In a previous life, I'm someone's perpetual guest at an English country house between the wars, a fantasy I've nursed over the last decade-and-a-half, starting with
Brideshead Revisited (first the book, then the mini-series, then the book-on-tape, then finally the mini-series on DVD); and straight through to
The Remains of the Day,
Howard's End,
Gosford Park, and the writings of P.G. Wodehouse.
"Things were much better upstairs than downstairs," Roger Ebert usually writes when another Arcadian movie opens.

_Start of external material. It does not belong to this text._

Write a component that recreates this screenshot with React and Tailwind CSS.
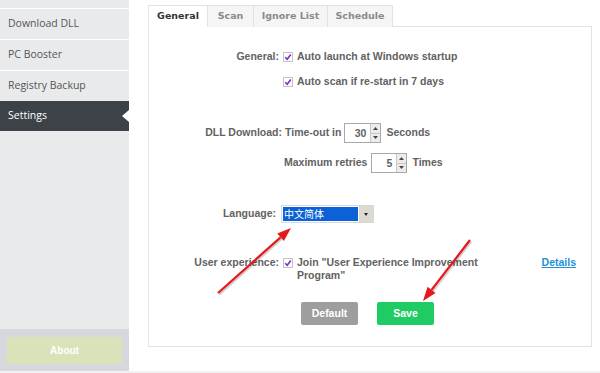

True enough: but things seemed quite good for the tuxedoed Wilcoxes and Stevenses shimmering through the mansions with an air of command. (Below the rank of under-butler--perhaps not so great.) I've probably read
Brideshead a half-dozen times (once, in part, on New Year's Eve, and when I returned to the book six months later, I saw the spare cigar ash between the pages); I've listened to it on tape at least as many times, and I knew Astro-Girl was the one for me when she asked to eshew the traditional Wedding March in favor of what Grace had walked to when she married Leo in "Will and Grace." The tune? "Theme from
Brideshead Revisited." I became so familiar with the customs of between-war English country living that I imagined I could have slipped inconspiciously into someone's Great Hall and fallen right in: languor from breakfast until tea, grog tray until seven, cocktails in the library, dinner at right, followed by the women retiring to the library while the men enjoy cigars and port in the dining room. Heaven can wait.
(And this only applies to fiction. The habits of the wilderness-era Churchill at Chartwell are something else I've committed to memory: from six a.m. breakfast brought to him by his valet to the manic late-night composition of his books and speeches.)
So it was hard, during the first hour anyway, to view a movie like
Atonement without something approaching inter-generational jealousy, so fixated was I with the interior design, the clothes, the position of the chaise lounges by the pool, the--best of all--strange privacy such a large house and grounds would allow (the limiations of which privacy produce the two gut-wrenching moments in the film's first hour).
But, separating my own prejudices from the film itself, the first hour of
Atonement left me spellbound, which response was so much bound up in one recurring image: the face of Saoirse Ronan, as 13 year-old Briony, whose stare out her second-floor window, then into the library, then into the darkness, will remain the enduring motif of this film long after people have forgotten the specifics of why exactly Keira Knightly jumped into the pond, or what exactly the twins were up to. What did Matthew Broderick sing to Uma Thurman in
The Producers? "That face, that face . . ."
Saorise's Ronan's face--indicative of what Briony sees, and how she reacts to it-- is the story of the movie's first hour.
Which brings me to the second hour.
Was I alone in thinking,
What the hell is going on here? I could give myself over to Robbie's (actor James McAvoy's) desperation in the hopeless first English assault in France, the one that ended in near-catastrophy in Dunkirk, before the evacuation that has never, in my mind, been given its due on film (even this one). I could understand Robbie's pain at seeing Cecilia after 3 1/2 years, and the hopelessness of the Allied defense against the first surge of the Third Reich, and the trying circumstances of volunteer nurses in dealing with the horrors of the battlefield, but damnit . . . where is this all going?
The second hour of the film has--what?--five flashbacks, two flashforwards, and (apologies to Chevy Chase's
Funny Farm) one flash-sideways. And I don't know if I was alone in thinking: Okay, this is compelling, and this is compelling, and this is compelling . . . but where the hell are we going?
One other thing. Romola Garni, God love her, does not carry the mail as the 18 year-old Briony. The reason here is her face, which lacks the intensity and--let's face it--the beauty of Ronan's. The fact that Darni doesn't look at all like Ronan (four years can be a long time to a girl, but not long enough to grow a cleft chin) is the least of it. Part of the heartbreaking quality of young Briony is the sense that she will, at the age of majority, be a stunner; that Cecilia will win Robbie merely by the accident of earlier birth, like an older son inheriting the family manse. This is a promise that Ronan doesn't deliver. Part of the tension in the film's second half is the 15-20 minutes we spend waiting to see how Briony turned out; and when she is finally revealed, with the blocking equivalent of a drum roll, the reaction is . . .
Oh, you. I was reminded of Ally Sheedy at the end of
The Breakfast Club, who was supposed to be revealed as a secret beauty at the end, but who instead received (courtesy of Molly Ringwald) as having her face washed of its personality. This hurt.
And then . . . and then, the last five minutes did the impossible, and made the entire previous hour not only explicable, but wrenching. All is forgiven.